*Written request:* Please copy the lines below exactly, from the first one through the line showing "const BLUE = '#29abe2';".

## begin

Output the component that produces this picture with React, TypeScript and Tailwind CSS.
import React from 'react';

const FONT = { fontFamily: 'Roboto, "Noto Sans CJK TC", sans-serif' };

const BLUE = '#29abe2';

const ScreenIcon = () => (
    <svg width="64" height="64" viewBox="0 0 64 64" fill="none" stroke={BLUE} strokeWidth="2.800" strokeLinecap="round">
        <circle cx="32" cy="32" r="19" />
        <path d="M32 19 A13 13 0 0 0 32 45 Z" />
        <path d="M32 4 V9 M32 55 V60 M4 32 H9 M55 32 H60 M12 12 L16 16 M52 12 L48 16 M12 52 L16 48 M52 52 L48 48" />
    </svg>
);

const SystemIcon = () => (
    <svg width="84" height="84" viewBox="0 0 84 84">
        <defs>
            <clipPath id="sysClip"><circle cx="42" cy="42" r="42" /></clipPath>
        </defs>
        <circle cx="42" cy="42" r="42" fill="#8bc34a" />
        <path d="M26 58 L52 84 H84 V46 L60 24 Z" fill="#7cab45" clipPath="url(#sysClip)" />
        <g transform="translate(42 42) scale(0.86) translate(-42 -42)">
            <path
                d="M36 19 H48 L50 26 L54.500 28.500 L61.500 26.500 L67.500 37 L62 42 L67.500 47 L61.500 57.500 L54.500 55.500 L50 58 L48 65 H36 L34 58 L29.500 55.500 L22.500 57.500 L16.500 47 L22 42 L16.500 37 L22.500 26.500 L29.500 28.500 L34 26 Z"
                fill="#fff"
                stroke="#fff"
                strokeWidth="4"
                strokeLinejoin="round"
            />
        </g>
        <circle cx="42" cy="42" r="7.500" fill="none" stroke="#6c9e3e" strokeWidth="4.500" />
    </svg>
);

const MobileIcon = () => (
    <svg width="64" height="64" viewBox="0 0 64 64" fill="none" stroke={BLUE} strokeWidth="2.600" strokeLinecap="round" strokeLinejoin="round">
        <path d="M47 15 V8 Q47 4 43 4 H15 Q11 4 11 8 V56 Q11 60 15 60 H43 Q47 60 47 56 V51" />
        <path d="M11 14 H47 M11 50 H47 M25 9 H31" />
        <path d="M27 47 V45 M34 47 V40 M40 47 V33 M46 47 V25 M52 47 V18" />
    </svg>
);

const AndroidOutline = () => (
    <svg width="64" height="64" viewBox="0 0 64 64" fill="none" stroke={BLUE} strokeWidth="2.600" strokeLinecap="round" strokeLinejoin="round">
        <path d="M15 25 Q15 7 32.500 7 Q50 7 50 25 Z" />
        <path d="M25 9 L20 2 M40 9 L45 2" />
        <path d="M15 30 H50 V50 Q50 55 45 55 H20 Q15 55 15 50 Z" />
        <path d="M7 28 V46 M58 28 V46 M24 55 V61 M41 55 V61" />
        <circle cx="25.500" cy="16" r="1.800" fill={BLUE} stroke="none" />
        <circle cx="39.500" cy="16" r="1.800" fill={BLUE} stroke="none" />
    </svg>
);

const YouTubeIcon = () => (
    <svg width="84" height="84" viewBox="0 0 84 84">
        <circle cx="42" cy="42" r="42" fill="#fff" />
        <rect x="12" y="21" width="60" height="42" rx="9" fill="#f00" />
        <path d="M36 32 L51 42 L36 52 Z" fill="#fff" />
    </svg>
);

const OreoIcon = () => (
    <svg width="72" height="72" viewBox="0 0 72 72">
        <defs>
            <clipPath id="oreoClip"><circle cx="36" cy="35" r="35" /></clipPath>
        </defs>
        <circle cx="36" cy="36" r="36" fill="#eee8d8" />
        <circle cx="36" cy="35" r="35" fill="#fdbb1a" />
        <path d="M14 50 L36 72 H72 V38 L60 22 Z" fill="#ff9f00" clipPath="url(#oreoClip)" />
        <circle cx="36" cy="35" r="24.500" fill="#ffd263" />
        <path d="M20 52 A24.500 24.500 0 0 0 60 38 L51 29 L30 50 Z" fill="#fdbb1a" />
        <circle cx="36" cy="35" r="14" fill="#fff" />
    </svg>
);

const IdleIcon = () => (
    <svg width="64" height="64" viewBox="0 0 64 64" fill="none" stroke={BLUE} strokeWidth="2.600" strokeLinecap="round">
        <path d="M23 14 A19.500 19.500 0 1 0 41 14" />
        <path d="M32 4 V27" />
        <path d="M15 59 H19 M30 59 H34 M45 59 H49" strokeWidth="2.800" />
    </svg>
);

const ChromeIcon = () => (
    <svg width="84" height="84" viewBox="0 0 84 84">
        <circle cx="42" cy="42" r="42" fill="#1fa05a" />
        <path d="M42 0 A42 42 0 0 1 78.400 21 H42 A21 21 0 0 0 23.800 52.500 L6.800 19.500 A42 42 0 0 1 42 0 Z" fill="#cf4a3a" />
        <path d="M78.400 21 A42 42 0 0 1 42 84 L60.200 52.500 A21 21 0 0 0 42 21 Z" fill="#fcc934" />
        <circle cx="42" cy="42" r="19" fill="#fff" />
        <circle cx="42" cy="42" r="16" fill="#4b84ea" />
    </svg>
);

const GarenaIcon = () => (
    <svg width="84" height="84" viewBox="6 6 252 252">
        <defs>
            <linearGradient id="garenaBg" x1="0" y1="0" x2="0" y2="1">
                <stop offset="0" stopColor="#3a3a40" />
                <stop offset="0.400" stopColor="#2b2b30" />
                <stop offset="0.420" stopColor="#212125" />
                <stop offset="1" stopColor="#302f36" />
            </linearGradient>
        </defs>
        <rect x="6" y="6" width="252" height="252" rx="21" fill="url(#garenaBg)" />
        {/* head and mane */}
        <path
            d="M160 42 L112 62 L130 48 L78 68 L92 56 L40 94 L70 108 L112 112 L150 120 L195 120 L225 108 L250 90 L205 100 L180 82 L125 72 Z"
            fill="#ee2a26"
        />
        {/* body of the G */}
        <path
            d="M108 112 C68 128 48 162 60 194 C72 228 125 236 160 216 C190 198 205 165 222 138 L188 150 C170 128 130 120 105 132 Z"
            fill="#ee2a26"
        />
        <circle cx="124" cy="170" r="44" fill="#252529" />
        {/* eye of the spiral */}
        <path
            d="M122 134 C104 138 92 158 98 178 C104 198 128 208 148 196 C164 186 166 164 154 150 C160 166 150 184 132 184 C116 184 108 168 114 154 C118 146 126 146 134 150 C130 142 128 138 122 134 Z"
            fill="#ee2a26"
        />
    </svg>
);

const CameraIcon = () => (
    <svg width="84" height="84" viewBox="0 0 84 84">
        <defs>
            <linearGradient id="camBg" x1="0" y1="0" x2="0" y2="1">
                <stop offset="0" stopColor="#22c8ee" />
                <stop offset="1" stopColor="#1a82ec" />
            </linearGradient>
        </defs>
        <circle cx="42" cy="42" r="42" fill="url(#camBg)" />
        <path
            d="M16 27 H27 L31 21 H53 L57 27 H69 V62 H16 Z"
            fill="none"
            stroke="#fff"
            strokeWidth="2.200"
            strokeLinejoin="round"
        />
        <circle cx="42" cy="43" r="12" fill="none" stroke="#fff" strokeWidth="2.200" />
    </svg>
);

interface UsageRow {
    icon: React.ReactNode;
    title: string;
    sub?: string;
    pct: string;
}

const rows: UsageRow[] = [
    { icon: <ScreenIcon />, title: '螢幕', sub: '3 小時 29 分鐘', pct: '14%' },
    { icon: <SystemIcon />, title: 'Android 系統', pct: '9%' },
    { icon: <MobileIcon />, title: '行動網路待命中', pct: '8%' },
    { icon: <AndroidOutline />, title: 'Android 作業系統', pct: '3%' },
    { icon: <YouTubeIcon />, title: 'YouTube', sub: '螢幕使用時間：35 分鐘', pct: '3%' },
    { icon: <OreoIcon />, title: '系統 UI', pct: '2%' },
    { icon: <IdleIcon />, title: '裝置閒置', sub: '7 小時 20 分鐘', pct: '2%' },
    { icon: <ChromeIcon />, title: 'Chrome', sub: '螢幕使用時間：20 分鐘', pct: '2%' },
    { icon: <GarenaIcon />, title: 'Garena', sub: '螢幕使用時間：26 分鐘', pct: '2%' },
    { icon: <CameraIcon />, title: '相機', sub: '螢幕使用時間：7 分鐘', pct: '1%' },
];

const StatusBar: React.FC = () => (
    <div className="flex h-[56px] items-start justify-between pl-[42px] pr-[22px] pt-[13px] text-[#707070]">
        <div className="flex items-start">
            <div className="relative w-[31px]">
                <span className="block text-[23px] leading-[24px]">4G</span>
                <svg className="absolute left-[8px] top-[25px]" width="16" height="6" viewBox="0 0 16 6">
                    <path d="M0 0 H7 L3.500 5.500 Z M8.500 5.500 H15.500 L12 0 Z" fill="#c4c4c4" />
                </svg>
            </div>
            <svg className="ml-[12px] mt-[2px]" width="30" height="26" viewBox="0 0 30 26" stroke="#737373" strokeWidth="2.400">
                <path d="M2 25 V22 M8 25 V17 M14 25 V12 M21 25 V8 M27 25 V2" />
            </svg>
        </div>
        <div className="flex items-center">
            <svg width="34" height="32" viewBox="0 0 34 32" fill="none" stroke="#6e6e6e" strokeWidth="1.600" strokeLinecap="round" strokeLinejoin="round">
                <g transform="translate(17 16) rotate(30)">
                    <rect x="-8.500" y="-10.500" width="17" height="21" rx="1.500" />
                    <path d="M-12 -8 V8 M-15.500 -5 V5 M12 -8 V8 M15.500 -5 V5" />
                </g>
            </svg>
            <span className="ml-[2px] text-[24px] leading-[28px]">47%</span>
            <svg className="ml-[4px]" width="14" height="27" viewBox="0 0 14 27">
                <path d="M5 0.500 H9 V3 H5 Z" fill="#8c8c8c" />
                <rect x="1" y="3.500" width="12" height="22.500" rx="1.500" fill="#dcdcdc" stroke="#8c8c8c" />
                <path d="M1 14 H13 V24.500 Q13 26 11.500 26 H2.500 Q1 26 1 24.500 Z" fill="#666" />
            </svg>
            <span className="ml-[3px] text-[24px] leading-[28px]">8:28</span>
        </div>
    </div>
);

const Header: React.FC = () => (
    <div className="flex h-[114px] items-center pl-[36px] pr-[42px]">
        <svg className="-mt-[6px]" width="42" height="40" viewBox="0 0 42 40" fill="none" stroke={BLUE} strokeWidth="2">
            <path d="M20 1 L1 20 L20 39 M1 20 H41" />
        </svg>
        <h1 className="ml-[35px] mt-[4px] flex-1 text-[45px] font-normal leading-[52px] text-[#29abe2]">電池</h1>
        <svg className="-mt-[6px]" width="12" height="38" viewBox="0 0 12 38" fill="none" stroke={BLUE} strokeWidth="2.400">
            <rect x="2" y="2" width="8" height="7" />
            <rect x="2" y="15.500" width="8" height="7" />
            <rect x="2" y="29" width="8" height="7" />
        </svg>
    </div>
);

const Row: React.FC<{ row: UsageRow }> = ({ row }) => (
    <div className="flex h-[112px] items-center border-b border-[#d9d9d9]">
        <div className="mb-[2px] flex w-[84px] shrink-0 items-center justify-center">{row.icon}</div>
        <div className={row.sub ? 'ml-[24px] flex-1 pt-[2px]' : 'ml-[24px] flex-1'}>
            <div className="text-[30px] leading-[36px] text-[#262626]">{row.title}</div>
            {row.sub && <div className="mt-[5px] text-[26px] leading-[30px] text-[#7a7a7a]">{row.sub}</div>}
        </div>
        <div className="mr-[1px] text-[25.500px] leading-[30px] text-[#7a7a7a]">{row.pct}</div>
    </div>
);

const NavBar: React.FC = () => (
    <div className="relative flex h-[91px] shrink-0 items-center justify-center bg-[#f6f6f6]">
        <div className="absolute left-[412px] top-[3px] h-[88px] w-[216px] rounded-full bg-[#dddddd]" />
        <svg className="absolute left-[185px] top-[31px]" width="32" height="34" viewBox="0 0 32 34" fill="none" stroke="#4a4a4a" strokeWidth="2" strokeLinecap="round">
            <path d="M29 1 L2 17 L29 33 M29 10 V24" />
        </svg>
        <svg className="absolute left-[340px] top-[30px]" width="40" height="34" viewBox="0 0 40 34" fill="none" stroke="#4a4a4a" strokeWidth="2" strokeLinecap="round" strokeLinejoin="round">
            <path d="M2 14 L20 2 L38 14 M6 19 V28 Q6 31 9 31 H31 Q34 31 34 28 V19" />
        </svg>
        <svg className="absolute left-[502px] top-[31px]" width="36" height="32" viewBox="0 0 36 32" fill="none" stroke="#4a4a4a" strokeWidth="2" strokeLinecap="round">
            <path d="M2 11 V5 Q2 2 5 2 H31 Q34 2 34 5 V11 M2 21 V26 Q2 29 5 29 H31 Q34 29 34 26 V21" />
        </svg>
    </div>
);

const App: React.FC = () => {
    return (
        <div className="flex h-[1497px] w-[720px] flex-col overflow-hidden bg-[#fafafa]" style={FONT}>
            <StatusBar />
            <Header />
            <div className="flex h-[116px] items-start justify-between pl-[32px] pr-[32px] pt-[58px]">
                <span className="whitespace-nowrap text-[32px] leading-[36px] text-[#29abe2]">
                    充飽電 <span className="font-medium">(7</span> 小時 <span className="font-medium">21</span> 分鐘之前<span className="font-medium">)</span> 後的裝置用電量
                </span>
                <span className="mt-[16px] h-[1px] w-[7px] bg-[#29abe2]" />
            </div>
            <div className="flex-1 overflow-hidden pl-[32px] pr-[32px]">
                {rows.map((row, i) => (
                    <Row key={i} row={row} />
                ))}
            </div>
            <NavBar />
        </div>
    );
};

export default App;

## end

*In response:*
Output the component that produces this picture with React, TypeScript and Tailwind CSS.
import React from 'react';

const FONT = { fontFamily: 'Roboto, "Noto Sans CJK TC", sans-serif' };

const BLUE = '#29abe2';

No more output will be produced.